State-of-the-art, solar greenhouses feed rural America with both food and internet service
Two native Kansans are manufacturing a state-of-the-art farm facility on very little land. By building solar-powered greenhouses, the pair hope to revolutionize farming – and technology – in Kansas.
In addition to growing all types of fruits and vegetables for local consumption, these solar-powered greenhouses will build up energy to power a 5G data center, bringing fast-speed internet to rural Kansas.
These solar-powered greenhouses are in the construction phase on an 11-acre property in rural Marquette. By next summer, they plan to erect a larger campus in McPherson and then expand to western Kansas by 2025, increasing to 12 locations statewide, including Topeka.

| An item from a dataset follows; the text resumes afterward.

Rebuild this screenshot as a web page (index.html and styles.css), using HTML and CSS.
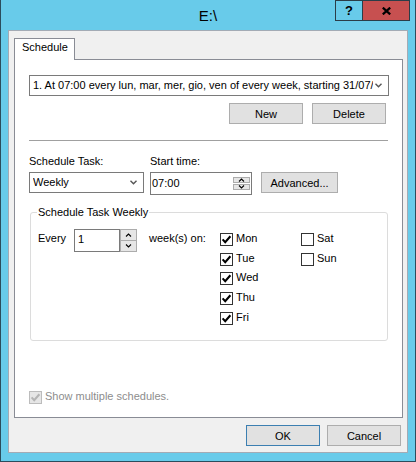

“If something can grow outdoors, it can grow indoors,” said Lenny Geist, who is the CEO of Kansas Freedom Farms, the organization in charge of this project. “It just depends on how well you do it, and will it be profitable.”
Geist and Hinson, along with investors, will produce hydroponic produce, herbs and feed for animals in greenhouses designed by Hinson. Hinson, a native of Winfield, has designed and manufactured solar panels for decades. He realized by manipulating the way these panels operate, he can maintain plants in optimal sunlight, control temperatures, help the environment and create a way to harvest energy.
Because of solar income tax credit initiatives, the structures can gain tax credits, making the farms economically interesting.
“My patent makes it so that the greenhouse structure qualifies as a solar support structure, so it gets the investment tax credit for solar,” Hinson said.
Hinson, who holds a degree from Kansas State University, designed a system that works similarly to controlled Venetian blinds – continually adjusting the temperature and amount of sunlight by using a specifically-designed software program. These acrylic solar panels are approximately 14 by 4 ½ feet and 10 inches thick.
“You can dial them back,” Hinson said. “They rotate to the percentage of the sun (they need).”
In addition to solar energy, the greenhouses will have multiple levels for growing, placing items that need the most sun on the top level and those that need no sun at the bottom. Along with an advanced hydroponic system, water will be collected from gutters when it rains.
The first campus is located near downtown Marquette, with a population of slightly more than 600 residents. The company plans to place 11 acres under glass. This amounts to 60 greenhouses.
They will hire a manager who graduated from a greenhouse horticulture program at Cornell University. Other employees will come on board as the program expands. These workers will know or be trained in hydroponics and aeroponics. They will also learn about environmental monitoring, pest management and food safety.
Next stop, McPherson
The McPherson campus will be much larger than the Marquette one, containing approximately 50 acres under glass. McPherson, which boasts a population of more than 13,000, sits along the Interstate 135 corridor.
Each greenhouse in both cities will focus on specific vegetables and fruits, including strawberries, which grow easily and produce a substantial profit. The produce will be shipped to local markets, helping keep them fresh.
“We hope to have 1,000 acres under glass in the next 10 years,” Hinson said. “It’s been a brainchild waiting on money.”
According to Geist, this concept uses 5% to 10% of the water needed for outdoor crops.
“We recycle the water so none of it is wasted,” Geist said. “You can replicate this campus anywhere in the world where it’s feasible.”
Along with fine-tuning the light source for specific plants, the company will grow feed for animals in this year-round farm using controlled environment agriculture. By using CEA, the food grown in the local greenhouse can stay within its vicinity, decreasing transportation costs and time.
“Because it is local, you can pick it when it’s ripe,” said Amy Hilske, the director of the Plant Growth Facility at the Greenhouse Innovation Center on the Nebraska Innovation Campus at the University of Nebraska - Lincoln. “The bonus with hydroponics is your chances of E. coli (Escherichia coli) or salmonella are greatly decreased.”
But as far as corn, sorghum and wheat, Hilske said, the field is definitely better for growth of these commodities, due to both size and cost of inputs. The University of Nebraska Greenhouse Innovation Center has a state-of-the-art greenhouse facility that grows both crops and vegetables for research.
Each greenhouse facility erected by Kansas Freedom Farms will contain three revenue streams. The first is the farm product. Second, is the sale of excess solar energy, and third is the 5G digital communications center. The greenhouses are expected to utilize roughly 40% of the energy gathered.
This center will feature increased internet capabilities for the surrounding communities.
“It will improve the reception,” Hinson said.
Keeping food fresh and local
Vertical greenhouse farming has operated successfully for decades in The Netherlands and Israel. Gotham Greens, based in New York City, specializes in greens and has a long and successful history in CEAs.
“You can take food fresh from the vertical farm and take it to their stores the same day,” Geist said. “We’re creating our own renewable energy. (We’re hoping to produce) two million pounds of produce per acre per year.”